(TASK DESCRIPTION):
Copy each line below exactly and leave the pictures out.

(SUPPLIED MATERIAL):
_ _ _ _
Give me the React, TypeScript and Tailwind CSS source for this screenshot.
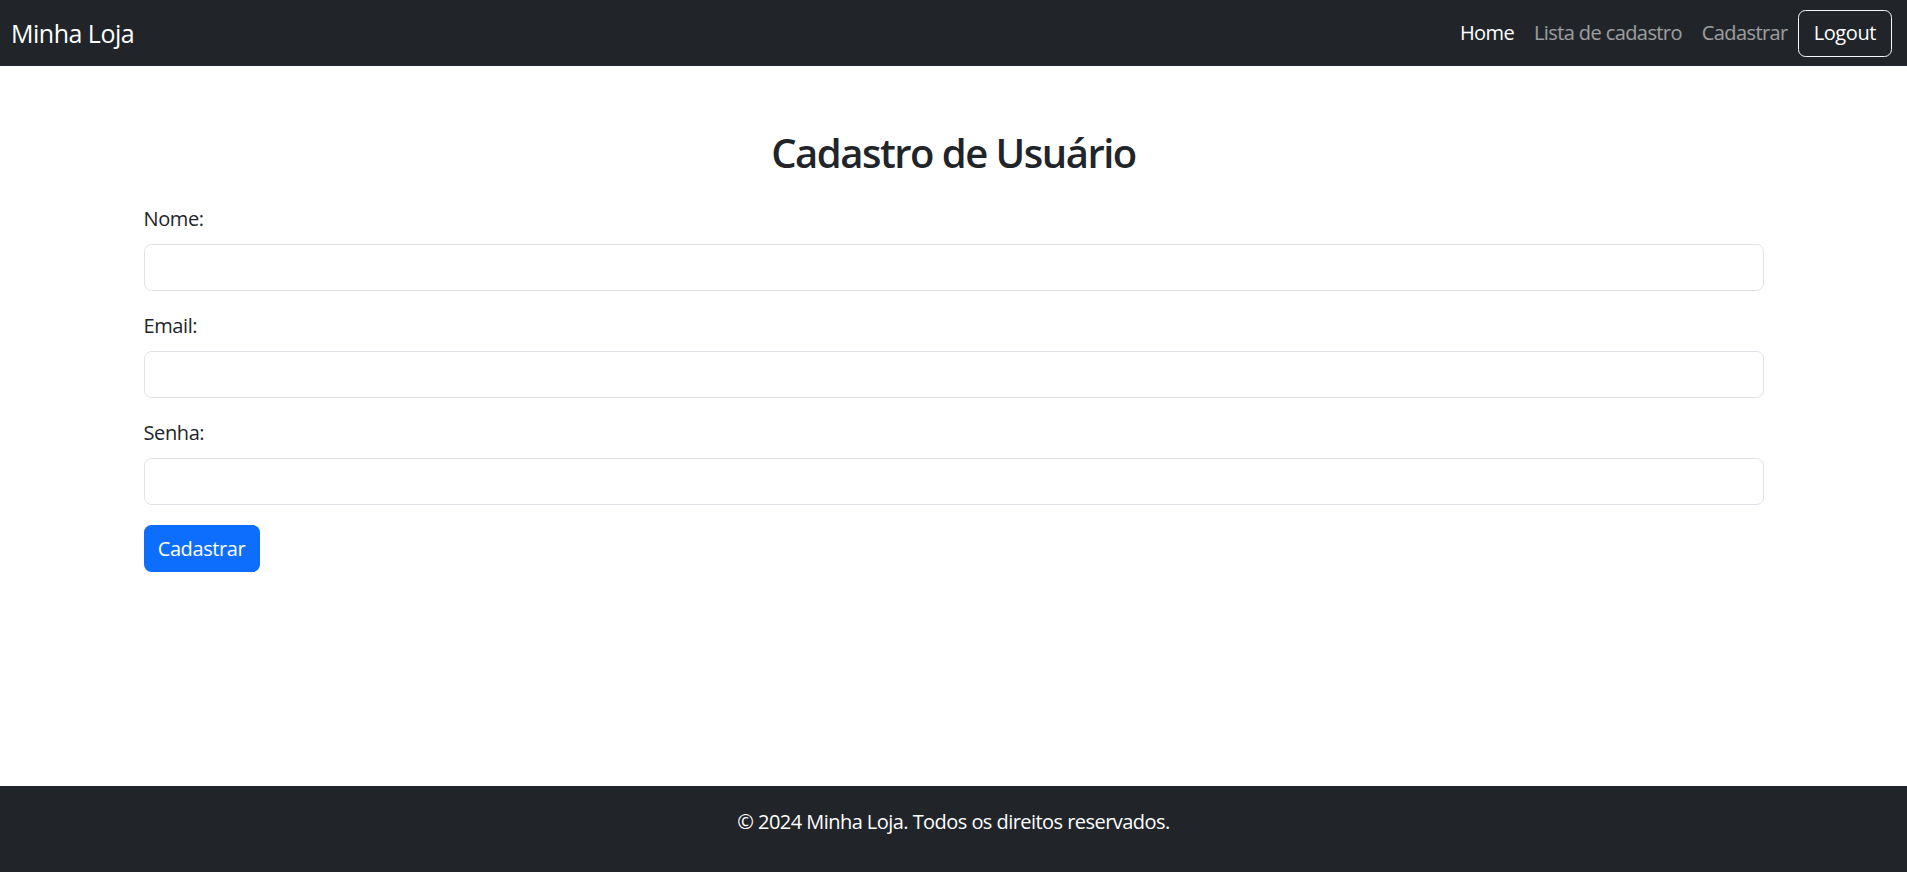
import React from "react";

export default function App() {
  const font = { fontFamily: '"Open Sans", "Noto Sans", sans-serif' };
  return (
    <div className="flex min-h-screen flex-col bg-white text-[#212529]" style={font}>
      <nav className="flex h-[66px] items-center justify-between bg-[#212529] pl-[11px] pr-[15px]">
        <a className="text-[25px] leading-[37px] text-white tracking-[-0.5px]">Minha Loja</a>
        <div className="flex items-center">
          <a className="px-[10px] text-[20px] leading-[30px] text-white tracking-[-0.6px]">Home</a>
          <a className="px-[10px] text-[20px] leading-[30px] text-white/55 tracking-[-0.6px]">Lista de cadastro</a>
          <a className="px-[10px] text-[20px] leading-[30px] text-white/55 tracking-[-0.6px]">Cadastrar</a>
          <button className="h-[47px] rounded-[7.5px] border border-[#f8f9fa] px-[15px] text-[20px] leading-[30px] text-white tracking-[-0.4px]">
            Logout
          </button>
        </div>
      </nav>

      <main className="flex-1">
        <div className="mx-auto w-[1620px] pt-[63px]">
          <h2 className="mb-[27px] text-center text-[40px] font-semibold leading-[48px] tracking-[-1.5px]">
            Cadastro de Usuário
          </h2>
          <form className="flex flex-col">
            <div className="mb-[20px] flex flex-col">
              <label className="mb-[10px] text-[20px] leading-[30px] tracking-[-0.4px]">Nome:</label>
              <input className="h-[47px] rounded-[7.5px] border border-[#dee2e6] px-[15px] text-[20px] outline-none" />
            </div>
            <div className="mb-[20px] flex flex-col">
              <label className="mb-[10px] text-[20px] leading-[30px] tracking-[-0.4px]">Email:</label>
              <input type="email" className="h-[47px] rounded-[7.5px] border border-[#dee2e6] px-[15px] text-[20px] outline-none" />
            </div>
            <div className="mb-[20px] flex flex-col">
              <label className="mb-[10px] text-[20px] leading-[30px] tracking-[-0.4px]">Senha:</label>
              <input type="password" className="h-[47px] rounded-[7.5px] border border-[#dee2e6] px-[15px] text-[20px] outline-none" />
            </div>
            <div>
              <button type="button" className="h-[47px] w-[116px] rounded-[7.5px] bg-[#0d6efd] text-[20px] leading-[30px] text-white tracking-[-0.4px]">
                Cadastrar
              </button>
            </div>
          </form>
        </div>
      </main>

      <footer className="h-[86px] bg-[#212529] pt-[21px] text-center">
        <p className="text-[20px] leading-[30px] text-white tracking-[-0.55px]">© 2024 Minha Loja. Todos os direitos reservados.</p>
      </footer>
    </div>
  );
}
_ _ _ _
(COMPLETE OUTPUT):
Give me the React, TypeScript and Tailwind CSS source for this screenshot.
import React from "react";

export default function App() {
  const font = { fontFamily: '"Open Sans", "Noto Sans", sans-serif' };
  return (
    <div className="flex min-h-screen flex-col bg-white text-[#212529]" style={font}>
      <nav className="flex h-[66px] items-center justify-between bg-[#212529] pl-[11px] pr-[15px]">
        <a className="text-[25px] leading-[37px] text-white tracking-[-0.5px]">Minha Loja</a>
        <div className="flex items-center">
          <a className="px-[10px] text-[20px] leading-[30px] text-white tracking-[-0.6px]">Home</a>
          <a className="px-[10px] text-[20px] leading-[30px] text-white/55 tracking-[-0.6px]">Lista de cadastro</a>
          <a className="px-[10px] text-[20px] leading-[30px] text-white/55 tracking-[-0.6px]">Cadastrar</a>
          <button className="h-[47px] rounded-[7.5px] border border-[#f8f9fa] px-[15px] text-[20px] leading-[30px] text-white tracking-[-0.4px]">
            Logout
          </button>
        </div>
      </nav>

      <main className="flex-1">
        <div className="mx-auto w-[1620px] pt-[63px]">
          <h2 className="mb-[27px] text-center text-[40px] font-semibold leading-[48px] tracking-[-1.5px]">
            Cadastro de Usuário
          </h2>
          <form className="flex flex-col">
            <div className="mb-[20px] flex flex-col">
              <label className="mb-[10px] text-[20px] leading-[30px] tracking-[-0.4px]">Nome:</label>
              <input className="h-[47px] rounded-[7.5px] border border-[#dee2e6] px-[15px] text-[20px] outline-none" />
            </div>
            <div className="mb-[20px] flex flex-col">
              <label className="mb-[10px] text-[20px] leading-[30px] tracking-[-0.4px]">Email:</label>
              <input type="email" className="h-[47px] rounded-[7.5px] border border-[#dee2e6] px-[15px] text-[20px] outline-none" />
            </div>
            <div className="mb-[20px] flex flex-col">
              <label className="mb-[10px] text-[20px] leading-[30px] tracking-[-0.4px]">Senha:</label>
              <input type="password" className="h-[47px] rounded-[7.5px] border border-[#dee2e6] px-[15px] text-[20px] outline-none" />
            </div>
            <div>
              <button type="button" className="h-[47px] w-[116px] rounded-[7.5px] bg-[#0d6efd] text-[20px] leading-[30px] text-white tracking-[-0.4px]">
                Cadastrar
              </button>
            </div>
          </form>
        </div>
      </main>

      <footer className="h-[86px] bg-[#212529] pt-[21px] text-center">
        <p className="text-[20px] leading-[30px] text-white tracking-[-0.55px]">© 2024 Minha Loja. Todos os direitos reservados.</p>
      </footer>
    </div>
  );
}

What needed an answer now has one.